Elizabeth Warren: Here’s how we get broadband Internet to rural America
Internet service providers (ISPs) have been able to get away with fostering pseudo-monopolies because they spend a lot of money to keep the regulatory environment and the conversation surrounding it murky. Federal Communications Commission Chairman Ajit Pai, a former Verizon lawyer, has been an effective agent for ISPs. He led the charge to dismantle net neutrality in 2018, and he has done everything in his power to stop municipalities from building their own broadband infrastructure. He also attempted to gut the FCC’s Lifeline program, one of the few tools the federal government has to provide Internet to low-income consumers.
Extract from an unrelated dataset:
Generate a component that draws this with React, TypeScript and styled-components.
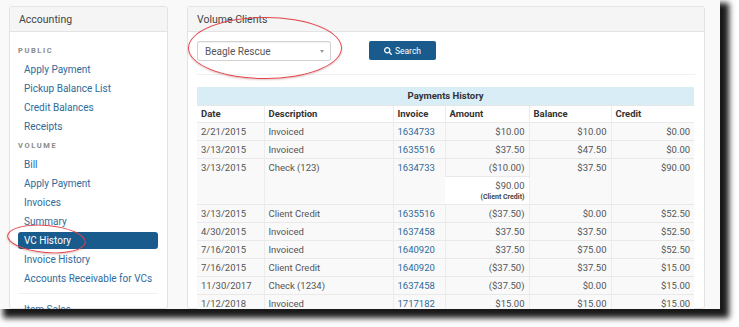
import React from 'react'
import styled, { createGlobalStyle } from 'styled-components'
import { FaSearch } from 'react-icons/fa'

const GlobalStyle = createGlobalStyle`
    html, body {
        margin: 0;
        padding: 0;
        background: #ffffff;
    }
    body {
        font-family: Roboto, "Liberation Sans", Arial, sans-serif;
    }
    * {
        box-sizing: border-box;
    }
`

const Page = styled.div`
    width: 739px;
    height: 327px;
    background: #ffffff;
`
const Frame = styled.div`
    position: relative;
    width: 720px;
    height: 309px;
    overflow: hidden;
    background: #f9f9f9;
    box-shadow: 6px 6px 6px 3px rgba(0, 0, 0, 0.9);
    display: flex;
    gap: 19px;
    padding: 6px 0 0 9px;
`
const Panel = styled.div<{ $width: number }>`
    width: ${p => p.$width}px;
    flex: none;
    background: #ffffff;
    border: 1px solid #e3e3e3;
    border-radius: 3px;
    display: flex;
    flex-direction: column;
`
const PanelHeader = styled.div`
    height: 25px;
    flex: none;
    display: flex;
    align-items: center;
    padding: 0 9px;
    background: #f5f5f5;
    border-bottom: 1px solid #e3e3e3;
    border-radius: 3px 3px 0 0;
    font-size: 10.5px;
    color: #444;
`
const NavBody = styled.div`
    padding: 9px 9px 0 8px;
    display: flex;
    flex-direction: column;
`
const NavHeading = styled.div`
    height: 19px;
    display: flex;
    align-items: center;
    font-size: 7.5px;
    font-weight: 700;
    letter-spacing: 1.6px;
    color: #8a8a8a;
`
const NavItem = styled.div<{ $active?: boolean }>`
    height: 19px;
    display: flex;
    align-items: center;
    padding-left: 6px;
    font-size: 10px;
    color: ${p => (p.$active ? '#ffffff' : '#2f6a9a')};
    background: ${p => (p.$active ? '#185b8c' : 'transparent')};
    border-radius: 3px;
    ${p => p.$active && 'height: 17px; margin: 1px 0;'}
`
const NavDivider = styled.div`
    height: 1px;
    background: #f0f0f0;
    margin: 5px 0 6px;
`
const Content = styled.div`
    padding: 9px 9px 0 9px;
`
const Toolbar = styled.div`
    display: flex;
    align-items: flex-start;
    gap: 38px;
    padding-bottom: 13px;
    border-bottom: 1px solid #f1f1f1;
`
const SelectBox = styled.div`
    width: 134px;
    height: 20px;
    border: 1px solid #d2d2d2;
    border-radius: 2px;
    box-shadow: inset 0 1px 1px rgba(0, 0, 0, 0.06);
    display: flex;
    align-items: center;
    justify-content: space-between;
    padding: 0 6px 0 7px;
    font-size: 10px;
    color: #555;
`
const Caret = styled.span`
    width: 0;
    height: 0;
    border-left: 2.5px solid transparent;
    border-right: 2.5px solid transparent;
    border-top: 3px solid #999;
`
const SearchButton = styled.div`
    width: 67px;
    height: 19px;
    background: #185b8c;
    border-radius: 2px;
    display: flex;
    align-items: center;
    justify-content: center;
    gap: 3px;
    color: #ffffff;
    font-size: 8.5px;
    svg {
        width: 8px;
        height: 8px;
    }
`
const Table = styled.table`
    margin-top: 12px;
    width: 497px;
    border-collapse: collapse;
    table-layout: fixed;
    font-size: 9.5px;
    color: #555;
`
const TitleCell = styled.th`
    height: 18px;
    background: #d9edf7;
    color: #333;
    font-weight: 700;
    text-align: center;
    padding: 0;
`
const HeadCell = styled.th`
    height: 17px;
    text-align: left;
    font-weight: 700;
    color: #333;
    padding: 0 4px;
    border-top: 1px solid #e6e6e6;
    border-left: 1px solid #ececec;
    background: #ffffff;
    &:first-child {
        border-left: none;
    }
`
const Cell = styled.td<{ $align?: string; $white?: boolean }>`
    height: 18px;
    padding: 0 4px;
    text-align: ${p => p.$align || 'left'};
    vertical-align: top;
    line-height: 17px;
    border-top: 1px solid #e9e9e9;
    border-left: 1px solid #ececec;
    background: ${p => (p.$white ? '#ffffff' : '#f9f9f9')};
    white-space: nowrap;
    &:first-child {
        border-left: none;
    }
`
const Link = styled.span`
    color: #2f6a9a;
`
const SubAmount = styled.div`
    line-height: 15px;
    padding-top: 1px;
`
const SubNote = styled.div`
    font-size: 7px;
    font-weight: 700;
    line-height: 8px;
    color: #444;
    padding-bottom: 3px;
`
const Ellipse = styled.div<{ $x: number; $y: number; $w: number; $h: number; $rot: number }>`
    position: absolute;
    left: ${p => p.$x}px;
    top: ${p => p.$y}px;
    width: ${p => p.$w}px;
    height: ${p => p.$h}px;
    border: 1.5px solid #e2454b;
    border-radius: 50%;
    transform: rotate(${p => p.$rot}deg);
    box-shadow: 0 1px 2px rgba(120, 0, 0, 0.25);
    pointer-events: none;
`

const rows = [
    ['2/21/2015', 'Invoiced', '1634733', '$10.00', '$10.00', '$0.00'],
    ['3/13/2015', 'Invoiced', '1635516', '$37.50', '$47.50', '$0.00'],
]
const laterRows = [
    ['3/13/2015', 'Client Credit', '1635516', '($37.50)', '$0.00', '$52.50'],
    ['4/30/2015', 'Invoiced', '1637458', '$37.50', '$37.50', '$52.50'],
    ['7/16/2015', 'Invoiced', '1640920', '$37.50', '$75.00', '$52.50'],
    ['7/16/2015', 'Client Credit', '1640920', '($37.50)', '$37.50', '$15.00'],
    ['11/30/2017', 'Check (1234)', '1637458', '($37.50)', '$0.00', '$15.00'],
    ['1/12/2018', 'Invoiced', '1717182', '$15.00', '$15.00', '$15.00'],
]

const Row = ({ r }: { r: string[] }) => (
    <tr>
        <Cell>{r[0]}</Cell>
        <Cell>{r[1]}</Cell>
        <Cell><Link>{r[2]}</Link></Cell>
        <Cell $align="right">{r[3]}</Cell>
        <Cell $align="right">{r[4]}</Cell>
        <Cell $align="right">{r[5]}</Cell>
    </tr>
)

export default function App() {
    return (
        <Page>
            <GlobalStyle />
            <Frame>
                <Panel $width={159}>
                    <PanelHeader>Accounting</PanelHeader>
                    <NavBody>
                        <NavHeading>PUBLIC</NavHeading>
                        <NavItem>Apply Payment</NavItem>
                        <NavItem>Pickup Balance List</NavItem>
                        <NavItem>Credit Balances</NavItem>
                        <NavItem>Receipts</NavItem>
                        <NavHeading>VOLUME</NavHeading>
                        <NavItem>Bill</NavItem>
                        <NavItem>Apply Payment</NavItem>
                        <NavItem>Invoices</NavItem>
                        <NavItem>Summary</NavItem>
                        <NavItem $active>VC History</NavItem>
                        <NavItem>Invoice History</NavItem>
                        <NavItem>Accounts Receivable for VCs</NavItem>
                        <NavDivider />
                        <NavItem>Item Sales</NavItem>
                    </NavBody>
                </Panel>
                <Panel $width={518}>
                    <PanelHeader>Volume Clients</PanelHeader>
                    <Content>
                        <Toolbar>
                            <SelectBox>
                                Beagle Rescue
                                <Caret />
                            </SelectBox>
                            <SearchButton>
                                <FaSearch />
                                Search
                            </SearchButton>
                        </Toolbar>
                        <Table>
                            <colgroup>
                                <col style={{ width: 67 }} />
                                <col style={{ width: 129 }} />
                                <col style={{ width: 52 }} />
                                <col style={{ width: 84 }} />
                                <col style={{ width: 82 }} />
                                <col style={{ width: 83 }} />
                            </colgroup>
                            <thead>
                                <tr>
                                    <TitleCell colSpan={6}>Payments History</TitleCell>
                                </tr>
                                <tr>
                                    <HeadCell>Date</HeadCell>
                                    <HeadCell>Description</HeadCell>
                                    <HeadCell>Invoice</HeadCell>
                                    <HeadCell>Amount</HeadCell>
                                    <HeadCell>Balance</HeadCell>
                                    <HeadCell>Credit</HeadCell>
                                </tr>
                            </thead>
                            <tbody>
                                {rows.map((r, i) => <Row key={i} r={r} />)}
                                <tr>
                                    <Cell rowSpan={2}>3/13/2015</Cell>
                                    <Cell rowSpan={2}>Check (123)</Cell>
                                    <Cell rowSpan={2}><Link>1634733</Link></Cell>
                                    <Cell $align="right">($10.00)</Cell>
                                    <Cell rowSpan={2} $align="right">$37.50</Cell>
                                    <Cell rowSpan={2} $align="right">$90.00</Cell>
                                </tr>
                                <tr>
                                    <Cell $align="right" $white>
                                        <SubAmount>$90.00</SubAmount>
                                        <SubNote>(Client Credit)</SubNote>
                                    </Cell>
                                </tr>
                                {laterRows.map((r, i) => <Row key={i} r={r} />)}
                            </tbody>
                        </Table>
                    </Content>
                </Panel>
                <Ellipse $x={188} $y={17} $w={154} $h={62} $rot={0} />
                <Ellipse $x={7} $y={225} $w={79} $h={28} $rot={5} />
            </Frame>
        </Page>
    )
}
Enough is enough. As president, I would work to ensure every home in the United States has an affordable, broadband connection. I have a plan for a new public option for broadband Internet, carried out by a new Office of Broadband Access that would manage an $85 billion federal grant program. Only electricity and telephone cooperatives, nonprofit organizations, tribes, cities, counties and other state subdivisions would be eligible for grants. There is both a moral and an economic imperative to enact a public option for broadband. If we stay on our current trajectory, ISPs will continue to decide which communities succeed and which ones fail. We imperil the success of future generations, threaten our competitiveness on the global stage and risk further diaspora from towns and cities that are in dire need of economic turnaround. Providing universal, public access to broadband won’t be easy. The ISPs aren’t interested in competition and will fight to keep the status quo. But this is a worthy cause. Together we can change outcomes for forgotten towns and cities across our country.